> **Data for processing**:
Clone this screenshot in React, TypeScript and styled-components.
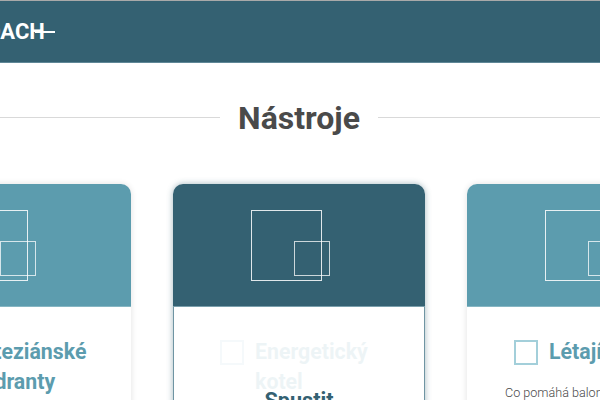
---
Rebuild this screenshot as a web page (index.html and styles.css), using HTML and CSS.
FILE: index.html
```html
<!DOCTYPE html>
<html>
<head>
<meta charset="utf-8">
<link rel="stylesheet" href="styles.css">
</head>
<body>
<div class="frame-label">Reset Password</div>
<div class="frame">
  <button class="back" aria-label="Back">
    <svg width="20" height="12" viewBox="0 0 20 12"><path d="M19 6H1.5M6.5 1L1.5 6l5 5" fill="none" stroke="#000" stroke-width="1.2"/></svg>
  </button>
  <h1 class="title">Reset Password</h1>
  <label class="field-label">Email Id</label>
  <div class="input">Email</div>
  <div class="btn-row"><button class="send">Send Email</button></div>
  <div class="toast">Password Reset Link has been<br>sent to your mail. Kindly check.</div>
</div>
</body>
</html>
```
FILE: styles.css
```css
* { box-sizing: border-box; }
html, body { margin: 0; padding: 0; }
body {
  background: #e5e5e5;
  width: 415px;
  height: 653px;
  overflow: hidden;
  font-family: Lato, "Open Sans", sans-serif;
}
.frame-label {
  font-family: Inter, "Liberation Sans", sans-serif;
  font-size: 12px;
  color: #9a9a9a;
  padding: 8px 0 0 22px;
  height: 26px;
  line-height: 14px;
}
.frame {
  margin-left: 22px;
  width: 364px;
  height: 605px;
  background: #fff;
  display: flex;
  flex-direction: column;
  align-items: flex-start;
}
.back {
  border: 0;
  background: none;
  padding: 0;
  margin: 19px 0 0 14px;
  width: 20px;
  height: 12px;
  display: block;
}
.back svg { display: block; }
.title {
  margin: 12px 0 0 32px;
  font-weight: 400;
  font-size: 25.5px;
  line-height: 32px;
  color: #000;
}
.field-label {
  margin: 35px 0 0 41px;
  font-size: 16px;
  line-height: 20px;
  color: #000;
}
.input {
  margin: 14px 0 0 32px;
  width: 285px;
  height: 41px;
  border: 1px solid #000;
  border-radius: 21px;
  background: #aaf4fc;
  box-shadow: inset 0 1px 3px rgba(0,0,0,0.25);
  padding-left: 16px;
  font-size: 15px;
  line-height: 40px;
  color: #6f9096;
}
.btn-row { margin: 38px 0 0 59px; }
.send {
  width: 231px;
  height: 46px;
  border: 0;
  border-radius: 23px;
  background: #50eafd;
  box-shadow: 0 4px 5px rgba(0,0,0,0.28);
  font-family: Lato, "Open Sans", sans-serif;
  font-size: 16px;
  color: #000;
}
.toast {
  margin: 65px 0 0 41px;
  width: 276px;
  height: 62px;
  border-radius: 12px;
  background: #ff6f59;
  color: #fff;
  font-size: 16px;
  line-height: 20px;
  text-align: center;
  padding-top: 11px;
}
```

> **What to do**: Every line in the data that holds "index" should be copied out.

> **Worked answer**:
Rebuild this screenshot as a web page (index.html and styles.css), using HTML and CSS.
FILE: index.html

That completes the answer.